### Task goal
Would you write out the listing verbatim and skip every picture in it?

### Data for the task

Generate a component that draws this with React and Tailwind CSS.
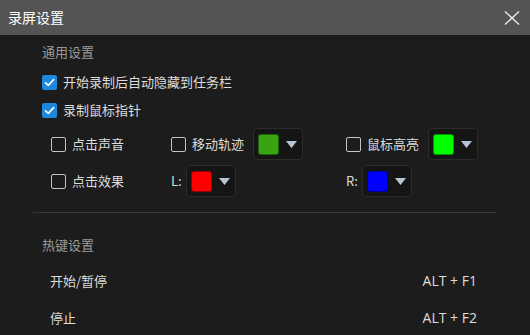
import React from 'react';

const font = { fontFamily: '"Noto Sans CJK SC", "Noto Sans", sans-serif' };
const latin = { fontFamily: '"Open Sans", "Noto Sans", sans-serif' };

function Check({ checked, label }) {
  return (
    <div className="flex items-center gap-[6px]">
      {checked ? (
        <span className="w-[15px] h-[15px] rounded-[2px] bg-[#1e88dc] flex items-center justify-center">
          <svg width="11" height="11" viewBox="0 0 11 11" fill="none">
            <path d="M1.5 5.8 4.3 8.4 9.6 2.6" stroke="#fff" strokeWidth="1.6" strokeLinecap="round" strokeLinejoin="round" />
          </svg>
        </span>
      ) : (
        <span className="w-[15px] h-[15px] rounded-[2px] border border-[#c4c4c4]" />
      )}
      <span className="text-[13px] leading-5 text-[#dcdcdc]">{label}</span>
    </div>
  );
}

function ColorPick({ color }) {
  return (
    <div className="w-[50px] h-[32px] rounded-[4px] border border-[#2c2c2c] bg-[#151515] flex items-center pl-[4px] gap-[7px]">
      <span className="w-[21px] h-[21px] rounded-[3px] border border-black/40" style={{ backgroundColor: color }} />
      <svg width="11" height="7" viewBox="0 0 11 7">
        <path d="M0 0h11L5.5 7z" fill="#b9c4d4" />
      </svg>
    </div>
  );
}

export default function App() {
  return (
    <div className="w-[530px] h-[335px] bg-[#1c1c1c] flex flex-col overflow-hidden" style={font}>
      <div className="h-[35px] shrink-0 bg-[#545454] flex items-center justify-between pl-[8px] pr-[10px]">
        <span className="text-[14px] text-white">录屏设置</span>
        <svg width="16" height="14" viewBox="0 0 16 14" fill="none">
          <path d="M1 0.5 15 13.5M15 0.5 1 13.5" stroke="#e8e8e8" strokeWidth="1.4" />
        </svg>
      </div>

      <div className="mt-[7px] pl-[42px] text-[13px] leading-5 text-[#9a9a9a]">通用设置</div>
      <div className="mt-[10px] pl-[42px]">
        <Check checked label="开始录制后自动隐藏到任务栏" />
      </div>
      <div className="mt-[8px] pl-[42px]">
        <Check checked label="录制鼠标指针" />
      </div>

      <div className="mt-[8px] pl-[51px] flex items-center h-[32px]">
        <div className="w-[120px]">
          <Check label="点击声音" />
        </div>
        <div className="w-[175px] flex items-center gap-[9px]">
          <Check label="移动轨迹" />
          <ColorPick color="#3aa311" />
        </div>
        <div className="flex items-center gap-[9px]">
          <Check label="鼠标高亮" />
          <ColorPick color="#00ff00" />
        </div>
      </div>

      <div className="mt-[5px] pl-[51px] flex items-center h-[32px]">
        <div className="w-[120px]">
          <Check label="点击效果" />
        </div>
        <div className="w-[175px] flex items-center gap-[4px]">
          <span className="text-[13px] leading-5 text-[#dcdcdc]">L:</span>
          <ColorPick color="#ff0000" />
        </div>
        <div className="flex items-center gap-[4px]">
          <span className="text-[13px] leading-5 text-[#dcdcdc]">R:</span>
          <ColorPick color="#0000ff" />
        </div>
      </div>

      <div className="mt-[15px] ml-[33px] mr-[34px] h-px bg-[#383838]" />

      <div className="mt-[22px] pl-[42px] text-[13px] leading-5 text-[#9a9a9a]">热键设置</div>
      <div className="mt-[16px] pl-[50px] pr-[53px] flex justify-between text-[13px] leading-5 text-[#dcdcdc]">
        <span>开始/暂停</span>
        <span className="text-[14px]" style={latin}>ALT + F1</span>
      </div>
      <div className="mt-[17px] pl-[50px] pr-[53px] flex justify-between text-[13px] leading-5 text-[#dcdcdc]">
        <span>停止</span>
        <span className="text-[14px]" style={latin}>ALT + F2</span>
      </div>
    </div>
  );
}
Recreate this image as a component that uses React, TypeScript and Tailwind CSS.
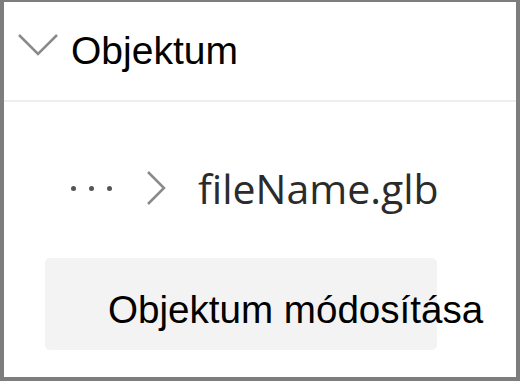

### Exercise result
Generate a component that draws this with React and Tailwind CSS.
import React from 'react';

const font = { fontFamily: '"Noto Sans CJK SC", "Noto Sans", sans-serif' };
const latin = { fontFamily: '"Open Sans", "Noto Sans", sans-serif' };

function Check({ checked, label }) {
  return (
    <div className="flex items-center gap-[6px]">
      {checked ? (
        <span className="w-[15px] h-[15px] rounded-[2px] bg-[#1e88dc] flex items-center justify-center">
          <svg width="11" height="11" viewBox="0 0 11 11" fill="none">
            <path d="M1.5 5.8 4.3 8.4 9.6 2.6" stroke="#fff" strokeWidth="1.6" strokeLinecap="round" strokeLinejoin="round" />
          </svg>
        </span>
      ) : (
        <span className="w-[15px] h-[15px] rounded-[2px] border border-[#c4c4c4]" />
      )}
      <span className="text-[13px] leading-5 text-[#dcdcdc]">{label}</span>
    </div>
  );
}

function ColorPick({ color }) {
  return (
    <div className="w-[50px] h-[32px] rounded-[4px] border border-[#2c2c2c] bg-[#151515] flex items-center pl-[4px] gap-[7px]">
      <span className="w-[21px] h-[21px] rounded-[3px] border border-black/40" style={{ backgroundColor: color }} />
      <svg width="11" height="7" viewBox="0 0 11 7">
        <path d="M0 0h11L5.5 7z" fill="#b9c4d4" />
      </svg>
    </div>
  );
}

export default function App() {
  return (
    <div className="w-[530px] h-[335px] bg-[#1c1c1c] flex flex-col overflow-hidden" style={font}>
      <div className="h-[35px] shrink-0 bg-[#545454] flex items-center justify-between pl-[8px] pr-[10px]">
        <span className="text-[14px] text-white">录屏设置</span>
        <svg width="16" height="14" viewBox="0 0 16 14" fill="none">
          <path d="M1 0.5 15 13.5M15 0.5 1 13.5" stroke="#e8e8e8" strokeWidth="1.4" />
        </svg>
      </div>

      <div className="mt-[7px] pl-[42px] text-[13px] leading-5 text-[#9a9a9a]">通用设置</div>
      <div className="mt-[10px] pl-[42px]">
        <Check checked label="开始录制后自动隐藏到任务栏" />
      </div>
      <div className="mt-[8px] pl-[42px]">
        <Check checked label="录制鼠标指针" />
      </div>

      <div className="mt-[8px] pl-[51px] flex items-center h-[32px]">
        <div className="w-[120px]">
          <Check label="点击声音" />
        </div>
        <div className="w-[175px] flex items-center gap-[9px]">
          <Check label="移动轨迹" />
          <ColorPick color="#3aa311" />
        </div>
        <div className="flex items-center gap-[9px]">
          <Check label="鼠标高亮" />
          <ColorPick color="#00ff00" />
        </div>
      </div>

      <div className="mt-[5px] pl-[51px] flex items-center h-[32px]">
        <div className="w-[120px]">
          <Check label="点击效果" />
        </div>
        <div className="w-[175px] flex items-center gap-[4px]">
          <span className="text-[13px] leading-5 text-[#dcdcdc]">L:</span>
          <ColorPick color="#ff0000" />
        </div>
        <div className="flex items-center gap-[4px]">
          <span className="text-[13px] leading-5 text-[#dcdcdc]">R:</span>
          <ColorPick color="#0000ff" />
        </div>
      </div>

      <div className="mt-[15px] ml-[33px] mr-[34px] h-px bg-[#383838]" />

      <div className="mt-[22px] pl-[42px] text-[13px] leading-5 text-[#9a9a9a]">热键设置</div>
      <div className="mt-[16px] pl-[50px] pr-[53px] flex justify-between text-[13px] leading-5 text-[#dcdcdc]">
        <span>开始/暂停</span>
        <span className="text-[14px]" style={latin}>ALT + F1</span>
      </div>
      <div className="mt-[17px] pl-[50px] pr-[53px] flex justify-between text-[13px] leading-5 text-[#dcdcdc]">
        <span>停止</span>
        <span className="text-[14px]" style={latin}>ALT + F2</span>
      </div>
    </div>
  );
}
Recreate this image as a component that uses React, TypeScript and Tailwind CSS.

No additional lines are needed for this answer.